In deze zaak heeft eiser, die in december 2001 naar het buitenland is geëmigreerd, een beroep ingesteld tegen een besluit van de minister van Financiën. Eiser had verzocht om inzage in zijn persoonsgegevens in het kader van een woonplaatsonderzoek, maar zijn verzoek werd door de Belastingdienst afgewezen. De rechtbank heeft op 22 maart 2022 uitspraak gedaan in deze zaak. Eiser ontving op 26 september 2019 een vragenbrief van de Belastingdienst, wat leidde tot zijn verzoek om inzage in zijn persoonsgegevens. De Belastingdienst verklaarde dat eiser niet voorkomt in de Fraude Signalering Voorziening (FSV) en dat er slechts een memo was gevonden met zijn naam. Eiser betwistte deze afwijzing en stelde dat de Belastingdienst onvoldoende had gezocht in andere systemen.

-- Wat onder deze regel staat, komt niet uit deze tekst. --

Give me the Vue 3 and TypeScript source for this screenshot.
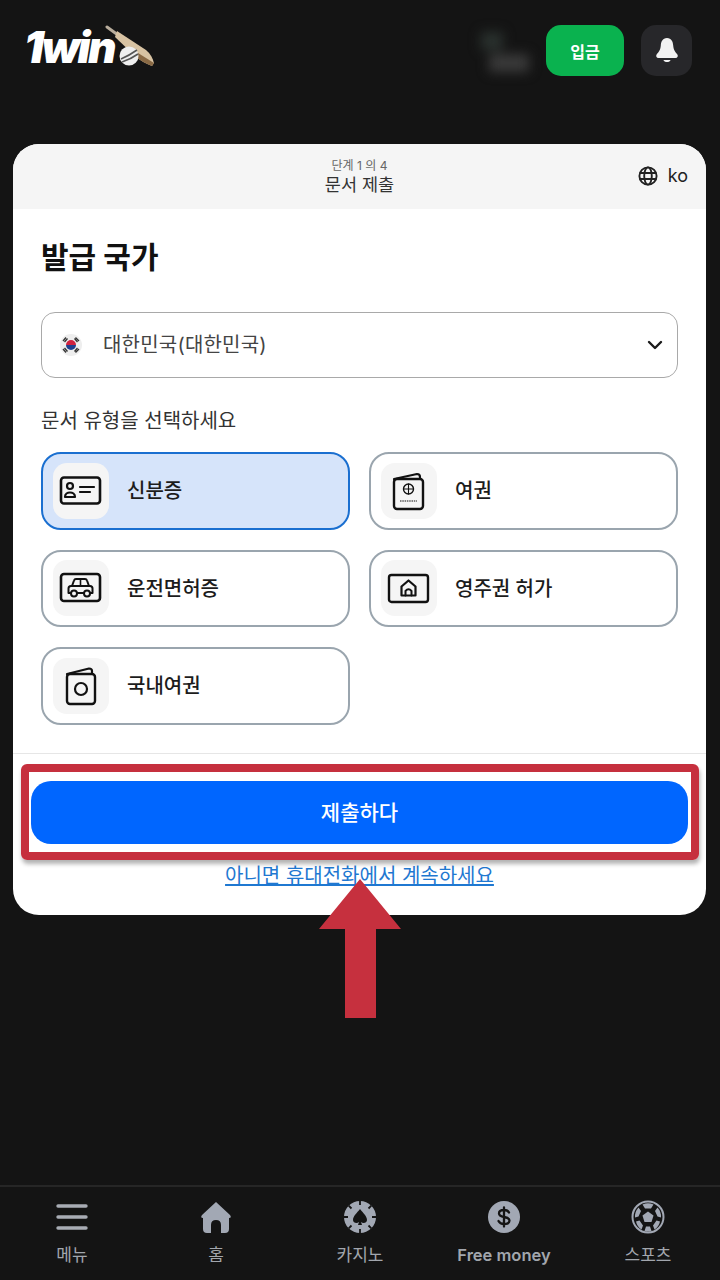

De rechtbank overwoog dat het inzageverzoek van eiser niet alleen betrekking had op de FSV, maar ook op andere systemen van de Belastingdienst. De rechtbank oordeelde dat de Belastingdienst niet volstond met de mededeling dat eiser niet in de FSV voorkomt, maar ook moest onderzoeken of zijn gegevens in andere applicaties waren verwerkt. De rechtbank vernietigde het bestreden besluit van de Belastingdienst omdat deze niet voldoende gemotiveerd was en verweerder opdragen om binnen drie maanden een nieuw besluit te nemen. Tevens werd verweerder veroordeeld in de proceskosten van eiser tot een bedrag van € 1.518,- en moest het betaalde griffierecht vergoeden.
De uitspraak benadrukt het recht van inzage onder de Algemene Verordening Gegevensbescherming (AVG) en de verplichtingen van de Belastingdienst om adequaat te reageren op verzoeken om inzage in persoonsgegevens. De rechtbank stelde dat de Belastingdienst niet kon volstaan met een beperkte zoekslag en dat er een bredere verkenning van de systemen nodig was.